> _WHAT YOU HAVE TO DO_
Which lines of the records contain "React"? Collect every one of them.

> _EXTRACTED RECORDS_
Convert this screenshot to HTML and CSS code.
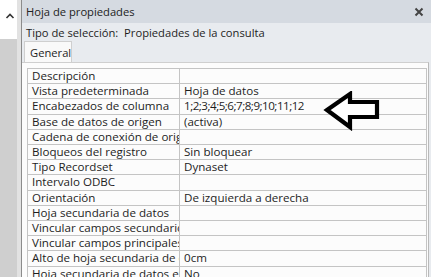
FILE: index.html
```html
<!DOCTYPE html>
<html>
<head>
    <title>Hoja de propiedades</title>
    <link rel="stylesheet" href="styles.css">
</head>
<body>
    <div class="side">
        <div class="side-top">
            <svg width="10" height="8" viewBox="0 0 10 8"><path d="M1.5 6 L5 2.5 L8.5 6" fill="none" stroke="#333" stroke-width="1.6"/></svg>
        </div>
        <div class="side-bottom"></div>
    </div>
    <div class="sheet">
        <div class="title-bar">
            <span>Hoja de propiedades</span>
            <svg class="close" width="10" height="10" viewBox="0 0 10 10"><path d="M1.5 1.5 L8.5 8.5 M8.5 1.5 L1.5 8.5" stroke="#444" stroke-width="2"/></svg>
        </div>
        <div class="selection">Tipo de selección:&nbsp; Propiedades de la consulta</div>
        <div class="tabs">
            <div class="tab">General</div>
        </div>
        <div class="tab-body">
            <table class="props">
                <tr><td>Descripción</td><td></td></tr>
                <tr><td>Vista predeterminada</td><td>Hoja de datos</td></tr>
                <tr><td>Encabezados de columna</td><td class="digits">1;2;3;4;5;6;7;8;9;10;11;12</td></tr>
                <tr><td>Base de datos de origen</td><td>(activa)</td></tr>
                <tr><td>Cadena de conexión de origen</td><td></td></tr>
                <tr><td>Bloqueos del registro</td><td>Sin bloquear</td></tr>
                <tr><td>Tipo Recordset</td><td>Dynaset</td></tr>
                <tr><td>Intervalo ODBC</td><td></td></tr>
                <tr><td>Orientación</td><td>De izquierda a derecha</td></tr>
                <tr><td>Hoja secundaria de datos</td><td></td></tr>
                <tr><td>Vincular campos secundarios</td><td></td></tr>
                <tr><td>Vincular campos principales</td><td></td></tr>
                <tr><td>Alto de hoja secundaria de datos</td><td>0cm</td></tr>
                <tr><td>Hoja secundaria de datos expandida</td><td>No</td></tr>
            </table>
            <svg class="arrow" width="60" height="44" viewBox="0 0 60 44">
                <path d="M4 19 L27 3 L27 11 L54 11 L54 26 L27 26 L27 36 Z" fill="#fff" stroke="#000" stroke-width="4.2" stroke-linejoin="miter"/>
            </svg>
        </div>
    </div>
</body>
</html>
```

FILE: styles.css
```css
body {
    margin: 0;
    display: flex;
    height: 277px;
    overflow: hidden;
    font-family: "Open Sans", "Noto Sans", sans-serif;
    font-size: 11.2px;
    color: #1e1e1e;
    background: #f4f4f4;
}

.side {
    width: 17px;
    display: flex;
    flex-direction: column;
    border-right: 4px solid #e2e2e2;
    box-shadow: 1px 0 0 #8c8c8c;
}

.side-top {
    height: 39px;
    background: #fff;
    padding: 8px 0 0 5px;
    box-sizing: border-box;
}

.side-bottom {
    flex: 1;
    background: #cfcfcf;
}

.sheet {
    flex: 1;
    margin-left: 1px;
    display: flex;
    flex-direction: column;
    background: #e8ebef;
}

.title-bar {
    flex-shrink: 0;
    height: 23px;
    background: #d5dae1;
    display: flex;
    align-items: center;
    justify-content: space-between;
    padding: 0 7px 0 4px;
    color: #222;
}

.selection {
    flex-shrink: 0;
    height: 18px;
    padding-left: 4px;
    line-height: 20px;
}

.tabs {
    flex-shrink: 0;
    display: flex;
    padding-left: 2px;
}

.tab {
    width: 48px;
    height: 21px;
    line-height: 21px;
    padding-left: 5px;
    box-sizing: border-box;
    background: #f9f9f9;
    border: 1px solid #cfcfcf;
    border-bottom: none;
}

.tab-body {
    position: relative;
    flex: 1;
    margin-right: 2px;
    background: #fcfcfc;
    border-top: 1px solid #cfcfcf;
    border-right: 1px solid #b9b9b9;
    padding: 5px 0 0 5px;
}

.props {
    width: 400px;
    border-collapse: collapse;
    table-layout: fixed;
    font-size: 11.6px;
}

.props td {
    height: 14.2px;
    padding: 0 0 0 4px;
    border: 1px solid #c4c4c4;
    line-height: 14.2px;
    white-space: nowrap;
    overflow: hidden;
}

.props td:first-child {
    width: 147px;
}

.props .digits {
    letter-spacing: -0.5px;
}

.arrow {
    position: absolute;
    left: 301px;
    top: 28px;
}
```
* * *
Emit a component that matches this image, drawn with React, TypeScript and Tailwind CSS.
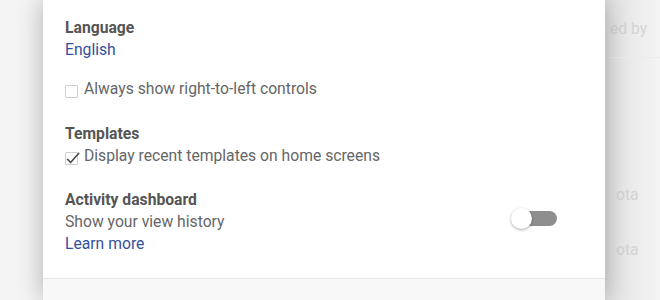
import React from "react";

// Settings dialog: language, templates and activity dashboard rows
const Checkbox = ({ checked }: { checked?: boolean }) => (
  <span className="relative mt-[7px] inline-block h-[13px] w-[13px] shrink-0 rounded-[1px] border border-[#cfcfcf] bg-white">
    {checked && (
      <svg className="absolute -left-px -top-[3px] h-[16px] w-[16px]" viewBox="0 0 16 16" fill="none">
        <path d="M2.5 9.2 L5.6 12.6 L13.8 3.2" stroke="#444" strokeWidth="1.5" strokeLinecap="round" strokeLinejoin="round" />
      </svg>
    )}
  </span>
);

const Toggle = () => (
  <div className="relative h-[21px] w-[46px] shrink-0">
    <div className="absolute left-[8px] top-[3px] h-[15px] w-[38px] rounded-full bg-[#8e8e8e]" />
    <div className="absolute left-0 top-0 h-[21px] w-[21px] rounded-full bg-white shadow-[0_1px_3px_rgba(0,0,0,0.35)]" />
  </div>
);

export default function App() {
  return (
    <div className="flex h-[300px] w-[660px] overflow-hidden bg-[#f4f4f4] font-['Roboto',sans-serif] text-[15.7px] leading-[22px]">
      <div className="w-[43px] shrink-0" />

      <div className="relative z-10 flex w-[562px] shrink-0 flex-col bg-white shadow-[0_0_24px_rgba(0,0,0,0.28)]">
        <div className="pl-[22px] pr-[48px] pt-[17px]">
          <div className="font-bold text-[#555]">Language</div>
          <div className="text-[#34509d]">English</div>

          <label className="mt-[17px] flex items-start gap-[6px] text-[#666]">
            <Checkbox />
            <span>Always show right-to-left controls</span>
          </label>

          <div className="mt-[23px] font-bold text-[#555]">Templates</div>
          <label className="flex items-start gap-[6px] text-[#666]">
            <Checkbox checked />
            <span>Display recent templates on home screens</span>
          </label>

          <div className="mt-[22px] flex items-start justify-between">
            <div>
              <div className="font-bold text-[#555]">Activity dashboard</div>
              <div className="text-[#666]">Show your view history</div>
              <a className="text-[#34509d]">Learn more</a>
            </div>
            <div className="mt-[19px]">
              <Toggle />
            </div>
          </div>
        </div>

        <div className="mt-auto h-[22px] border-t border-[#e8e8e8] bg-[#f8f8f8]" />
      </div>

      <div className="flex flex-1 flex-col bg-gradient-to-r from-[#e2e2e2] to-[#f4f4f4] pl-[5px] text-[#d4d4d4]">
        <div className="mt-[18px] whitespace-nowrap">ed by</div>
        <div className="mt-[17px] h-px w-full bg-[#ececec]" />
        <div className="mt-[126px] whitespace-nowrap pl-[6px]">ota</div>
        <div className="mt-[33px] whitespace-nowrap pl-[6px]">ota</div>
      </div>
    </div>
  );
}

> _COMPLETE ANSWER_
Emit a component that matches this image, drawn with React, TypeScript and Tailwind CSS.
import React from "react";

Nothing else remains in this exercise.